Madame Restell: The Life, Death, and Resurrection of Old New York's Most Fabulous, Fearless, and Infamous Abortionist by Jennifer Wright 
non-fiction biography, sociopolitical history 
Hachette Books, February 2023  

A prologue, thirty-eight chapters, an epilogue, acknowledgments, notes, and an index lay out the compelling real-life saga of Ann Trow, who transformed herself into Madame Restell. This unapologetically pro-choice champion battled poverty, ignorance, misogyny, and anti-choice zealot Anthony Comstock.
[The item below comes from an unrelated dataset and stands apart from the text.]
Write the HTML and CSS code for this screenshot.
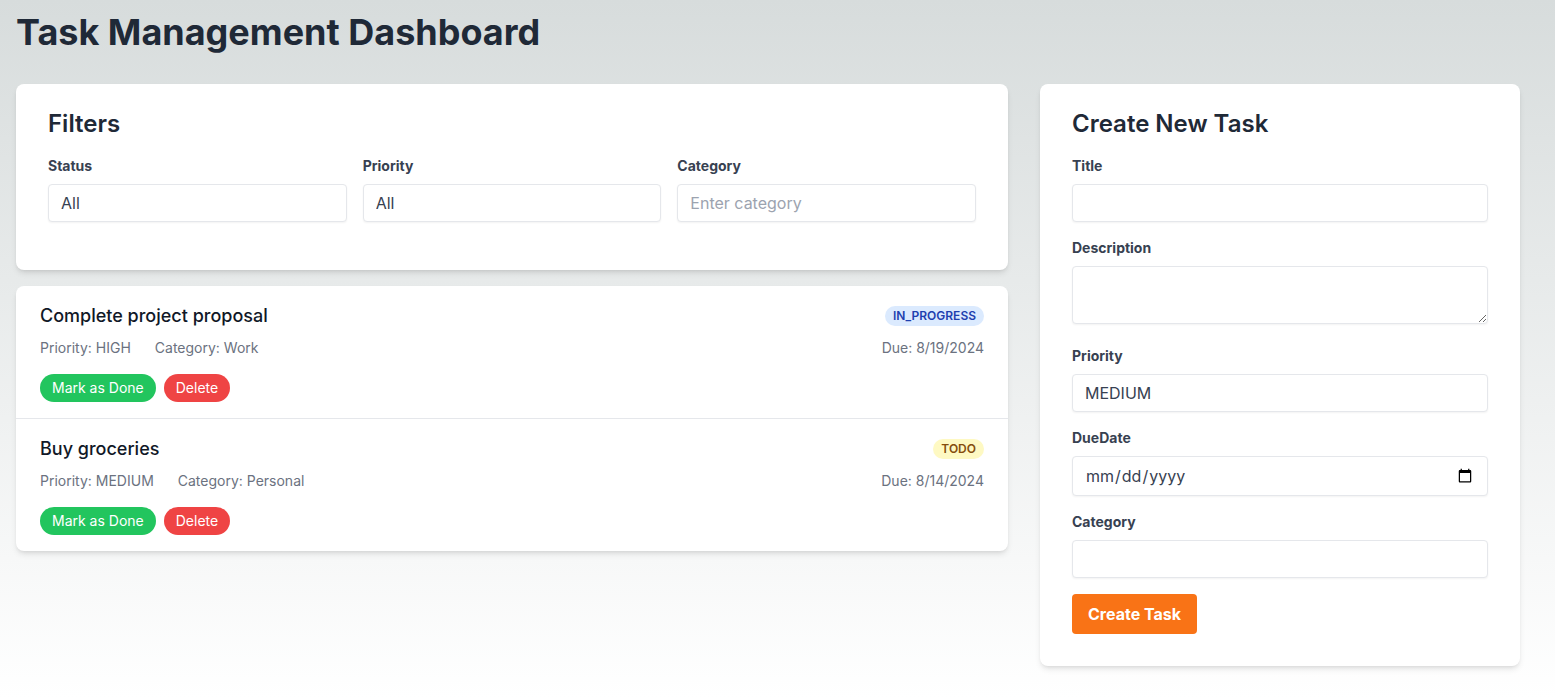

The details of her ordeal, triumphs, and criminalization, and the author's narrative tone and pace are compelling. 

This passage from the epilogue summarizes the ongoing battle for women's bodily sovereignty in the United States: 
The same sentiments that motivated Comstockery are alive and well today... 
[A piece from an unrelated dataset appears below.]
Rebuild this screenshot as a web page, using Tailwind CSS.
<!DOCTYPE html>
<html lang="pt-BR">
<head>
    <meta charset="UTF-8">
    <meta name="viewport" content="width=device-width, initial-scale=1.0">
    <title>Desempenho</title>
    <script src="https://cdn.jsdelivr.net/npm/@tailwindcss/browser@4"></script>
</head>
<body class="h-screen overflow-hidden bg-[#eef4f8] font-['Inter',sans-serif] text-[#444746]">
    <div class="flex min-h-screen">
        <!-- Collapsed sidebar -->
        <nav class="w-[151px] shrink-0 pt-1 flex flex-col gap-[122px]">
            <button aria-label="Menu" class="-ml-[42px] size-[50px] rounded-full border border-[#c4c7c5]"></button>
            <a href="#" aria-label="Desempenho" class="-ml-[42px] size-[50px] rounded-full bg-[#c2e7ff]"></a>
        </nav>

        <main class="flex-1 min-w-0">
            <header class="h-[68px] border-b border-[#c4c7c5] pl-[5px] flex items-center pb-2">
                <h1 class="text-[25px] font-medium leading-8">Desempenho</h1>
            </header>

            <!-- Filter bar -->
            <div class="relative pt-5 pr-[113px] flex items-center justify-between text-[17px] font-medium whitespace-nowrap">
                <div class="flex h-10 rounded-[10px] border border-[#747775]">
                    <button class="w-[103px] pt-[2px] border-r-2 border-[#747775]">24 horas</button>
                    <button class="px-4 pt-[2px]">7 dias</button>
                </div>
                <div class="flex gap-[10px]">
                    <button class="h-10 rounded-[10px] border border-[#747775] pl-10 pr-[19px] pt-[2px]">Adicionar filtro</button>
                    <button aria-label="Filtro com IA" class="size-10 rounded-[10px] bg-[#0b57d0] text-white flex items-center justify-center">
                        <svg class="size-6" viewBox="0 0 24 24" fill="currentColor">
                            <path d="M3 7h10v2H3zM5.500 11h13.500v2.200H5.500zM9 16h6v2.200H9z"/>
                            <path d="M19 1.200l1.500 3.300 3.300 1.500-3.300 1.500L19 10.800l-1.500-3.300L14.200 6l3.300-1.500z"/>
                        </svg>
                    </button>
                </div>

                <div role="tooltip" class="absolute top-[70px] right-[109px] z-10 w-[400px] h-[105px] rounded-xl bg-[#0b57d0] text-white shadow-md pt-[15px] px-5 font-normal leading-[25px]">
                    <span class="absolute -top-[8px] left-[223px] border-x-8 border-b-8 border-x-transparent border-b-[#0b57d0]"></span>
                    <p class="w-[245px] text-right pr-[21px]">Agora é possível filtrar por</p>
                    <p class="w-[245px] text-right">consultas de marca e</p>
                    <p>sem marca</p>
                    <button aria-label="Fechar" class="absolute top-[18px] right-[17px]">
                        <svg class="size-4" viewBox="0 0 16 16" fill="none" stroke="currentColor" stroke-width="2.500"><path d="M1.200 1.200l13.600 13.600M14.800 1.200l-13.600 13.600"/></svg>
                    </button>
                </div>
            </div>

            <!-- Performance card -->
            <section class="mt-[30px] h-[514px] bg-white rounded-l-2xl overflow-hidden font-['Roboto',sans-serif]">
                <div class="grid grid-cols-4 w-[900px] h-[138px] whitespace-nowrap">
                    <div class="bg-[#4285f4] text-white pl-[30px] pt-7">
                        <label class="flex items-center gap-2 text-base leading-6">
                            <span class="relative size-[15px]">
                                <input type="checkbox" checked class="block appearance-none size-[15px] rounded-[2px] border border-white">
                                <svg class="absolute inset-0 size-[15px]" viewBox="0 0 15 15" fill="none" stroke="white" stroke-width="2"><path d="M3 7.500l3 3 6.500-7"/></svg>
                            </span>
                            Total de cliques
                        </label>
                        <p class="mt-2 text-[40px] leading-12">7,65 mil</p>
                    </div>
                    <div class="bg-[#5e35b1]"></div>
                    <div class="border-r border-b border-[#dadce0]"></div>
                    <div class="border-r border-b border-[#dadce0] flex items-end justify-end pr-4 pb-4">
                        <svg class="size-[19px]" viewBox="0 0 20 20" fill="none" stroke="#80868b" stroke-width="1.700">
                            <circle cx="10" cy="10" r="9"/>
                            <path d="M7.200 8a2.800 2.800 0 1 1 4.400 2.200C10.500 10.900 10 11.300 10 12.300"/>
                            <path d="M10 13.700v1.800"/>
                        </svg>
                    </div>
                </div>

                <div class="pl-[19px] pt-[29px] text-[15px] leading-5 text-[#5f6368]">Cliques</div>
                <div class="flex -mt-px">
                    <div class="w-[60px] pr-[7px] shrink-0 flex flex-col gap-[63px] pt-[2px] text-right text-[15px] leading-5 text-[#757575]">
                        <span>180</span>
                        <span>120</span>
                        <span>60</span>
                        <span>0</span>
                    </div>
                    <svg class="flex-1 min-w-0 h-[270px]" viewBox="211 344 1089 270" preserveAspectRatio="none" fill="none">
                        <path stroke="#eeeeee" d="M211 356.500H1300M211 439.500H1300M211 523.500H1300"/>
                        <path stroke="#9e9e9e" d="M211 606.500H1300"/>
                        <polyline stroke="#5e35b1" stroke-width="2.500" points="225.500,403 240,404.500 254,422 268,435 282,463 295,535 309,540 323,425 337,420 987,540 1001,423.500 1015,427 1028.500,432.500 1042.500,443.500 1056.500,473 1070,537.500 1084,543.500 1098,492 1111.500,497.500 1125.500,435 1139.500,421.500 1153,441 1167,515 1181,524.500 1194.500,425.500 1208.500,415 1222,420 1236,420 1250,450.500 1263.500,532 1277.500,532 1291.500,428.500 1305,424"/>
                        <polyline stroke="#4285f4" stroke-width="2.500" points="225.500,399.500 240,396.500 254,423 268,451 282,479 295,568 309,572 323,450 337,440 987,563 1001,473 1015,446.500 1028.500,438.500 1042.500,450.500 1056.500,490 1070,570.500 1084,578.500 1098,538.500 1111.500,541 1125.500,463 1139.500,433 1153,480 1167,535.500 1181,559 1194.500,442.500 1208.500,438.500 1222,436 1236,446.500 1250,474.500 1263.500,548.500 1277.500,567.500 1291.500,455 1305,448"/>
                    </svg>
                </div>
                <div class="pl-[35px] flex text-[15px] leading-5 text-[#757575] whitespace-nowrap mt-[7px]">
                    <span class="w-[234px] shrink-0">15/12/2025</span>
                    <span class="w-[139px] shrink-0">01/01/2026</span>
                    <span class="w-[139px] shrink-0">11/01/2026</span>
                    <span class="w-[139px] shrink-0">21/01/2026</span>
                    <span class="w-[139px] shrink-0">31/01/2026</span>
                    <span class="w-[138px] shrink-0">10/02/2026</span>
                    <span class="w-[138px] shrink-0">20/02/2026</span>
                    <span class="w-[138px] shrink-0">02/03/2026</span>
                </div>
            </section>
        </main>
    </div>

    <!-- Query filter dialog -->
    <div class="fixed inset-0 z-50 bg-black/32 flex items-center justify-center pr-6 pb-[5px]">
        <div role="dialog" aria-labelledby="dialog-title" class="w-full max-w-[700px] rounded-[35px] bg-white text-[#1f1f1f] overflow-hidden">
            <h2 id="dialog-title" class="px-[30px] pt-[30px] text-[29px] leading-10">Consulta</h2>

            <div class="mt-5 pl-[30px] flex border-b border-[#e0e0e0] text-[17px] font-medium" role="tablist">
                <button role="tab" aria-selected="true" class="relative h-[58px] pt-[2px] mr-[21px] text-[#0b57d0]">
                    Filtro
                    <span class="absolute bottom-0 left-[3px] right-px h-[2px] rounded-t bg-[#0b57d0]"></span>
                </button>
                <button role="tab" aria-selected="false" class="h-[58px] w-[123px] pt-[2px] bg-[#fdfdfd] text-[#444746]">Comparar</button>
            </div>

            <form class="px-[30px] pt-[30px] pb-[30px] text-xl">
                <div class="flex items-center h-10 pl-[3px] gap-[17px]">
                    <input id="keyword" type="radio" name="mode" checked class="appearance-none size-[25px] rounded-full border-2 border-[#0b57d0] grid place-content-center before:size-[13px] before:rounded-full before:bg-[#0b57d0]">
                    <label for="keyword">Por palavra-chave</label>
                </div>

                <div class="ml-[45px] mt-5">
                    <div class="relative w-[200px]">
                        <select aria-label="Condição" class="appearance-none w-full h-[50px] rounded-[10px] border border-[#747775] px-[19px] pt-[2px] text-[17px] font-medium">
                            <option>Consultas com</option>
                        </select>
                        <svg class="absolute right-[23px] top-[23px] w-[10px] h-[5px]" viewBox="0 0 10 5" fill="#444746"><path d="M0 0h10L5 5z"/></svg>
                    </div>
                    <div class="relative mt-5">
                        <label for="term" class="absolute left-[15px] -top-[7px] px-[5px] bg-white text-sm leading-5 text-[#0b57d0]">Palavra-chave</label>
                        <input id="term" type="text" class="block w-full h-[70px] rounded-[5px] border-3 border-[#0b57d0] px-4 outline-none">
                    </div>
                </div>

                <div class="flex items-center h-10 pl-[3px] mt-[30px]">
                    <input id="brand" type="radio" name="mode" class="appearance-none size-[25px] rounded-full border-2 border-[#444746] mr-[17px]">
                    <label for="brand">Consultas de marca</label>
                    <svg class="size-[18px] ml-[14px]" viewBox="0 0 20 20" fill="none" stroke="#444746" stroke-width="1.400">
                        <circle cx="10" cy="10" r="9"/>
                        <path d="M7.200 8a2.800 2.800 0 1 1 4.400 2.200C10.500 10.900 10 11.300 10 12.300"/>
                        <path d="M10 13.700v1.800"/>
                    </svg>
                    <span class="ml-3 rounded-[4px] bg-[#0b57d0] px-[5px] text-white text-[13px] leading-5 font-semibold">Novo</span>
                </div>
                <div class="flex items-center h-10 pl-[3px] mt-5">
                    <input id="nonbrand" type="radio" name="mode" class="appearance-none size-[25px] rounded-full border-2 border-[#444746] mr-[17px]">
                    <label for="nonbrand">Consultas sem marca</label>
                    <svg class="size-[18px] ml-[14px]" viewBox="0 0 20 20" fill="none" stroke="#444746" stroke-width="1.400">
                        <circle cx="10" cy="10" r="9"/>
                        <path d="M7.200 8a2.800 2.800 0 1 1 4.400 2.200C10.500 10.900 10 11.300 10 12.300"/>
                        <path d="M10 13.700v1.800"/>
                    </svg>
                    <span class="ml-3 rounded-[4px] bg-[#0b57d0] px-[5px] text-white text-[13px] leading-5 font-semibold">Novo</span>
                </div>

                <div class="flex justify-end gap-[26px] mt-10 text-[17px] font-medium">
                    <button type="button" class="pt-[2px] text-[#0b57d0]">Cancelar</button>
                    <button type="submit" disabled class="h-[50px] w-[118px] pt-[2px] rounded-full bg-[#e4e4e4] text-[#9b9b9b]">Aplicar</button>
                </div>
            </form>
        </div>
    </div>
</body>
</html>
[note: Reading this nudged me to add a biography of Margaret Sanger to my TBR list.] 


The 1619 Project: A New Origin Story edited by Nikole Hannah-Jones, Caitlin Roper, Ilena Silverman, Jake Silverstein 
non-fiction with fiction and poetry 
One World, November 2021  

Like the quilts used by enslaved people who self-liberated en route to freedom in the northern U.S. and Canada, this text stitches together official accounts of historical records with autobiographical reflections and artistic expressions that together frame multi-tiered images and ideas about the origins of the United States of America. Its informational density demands conscientious focus and a measured reading pace in order to absorb and process the preface and each of the eighteen chapters. Acknowledgments, notes, contributors, credits, and an index also offer additional topics to pursue in-depth. 


A Sinister Revenge (Veronica Speedwell #8) by Deanna Raybourn 
fiction, 19th-c. historical mystery 
Berkley, March 2023 

The pragmatic-grumpy-reserved trio of Veronica, Stoker, and Tiberius reunite to solve a mystery rooted in the past. Misdirection, deadly grudges, and mayhem combined with humor entertain in the most recent installment of this irresistible series. 


Some of Them Will Carry Me by Giada Scodellaro 
fiction 
Dorothy Project, October 2022 

The cover art of "Two Women" by Tschabalala Self is a multi-media work as is Some of Them Will Carry Me. Poems, very short stories, footnotes and more offer a string of vignettes, mostly in English--"La Genovese" also in Italian--all contemplating and confessing to inhabiting womanhood while moving through a world that too often ignores, dismisses or distorts women's existence. In this collection women assert their voices and points of view and dynamic presence in a multitude of powerful ways that demand recognition.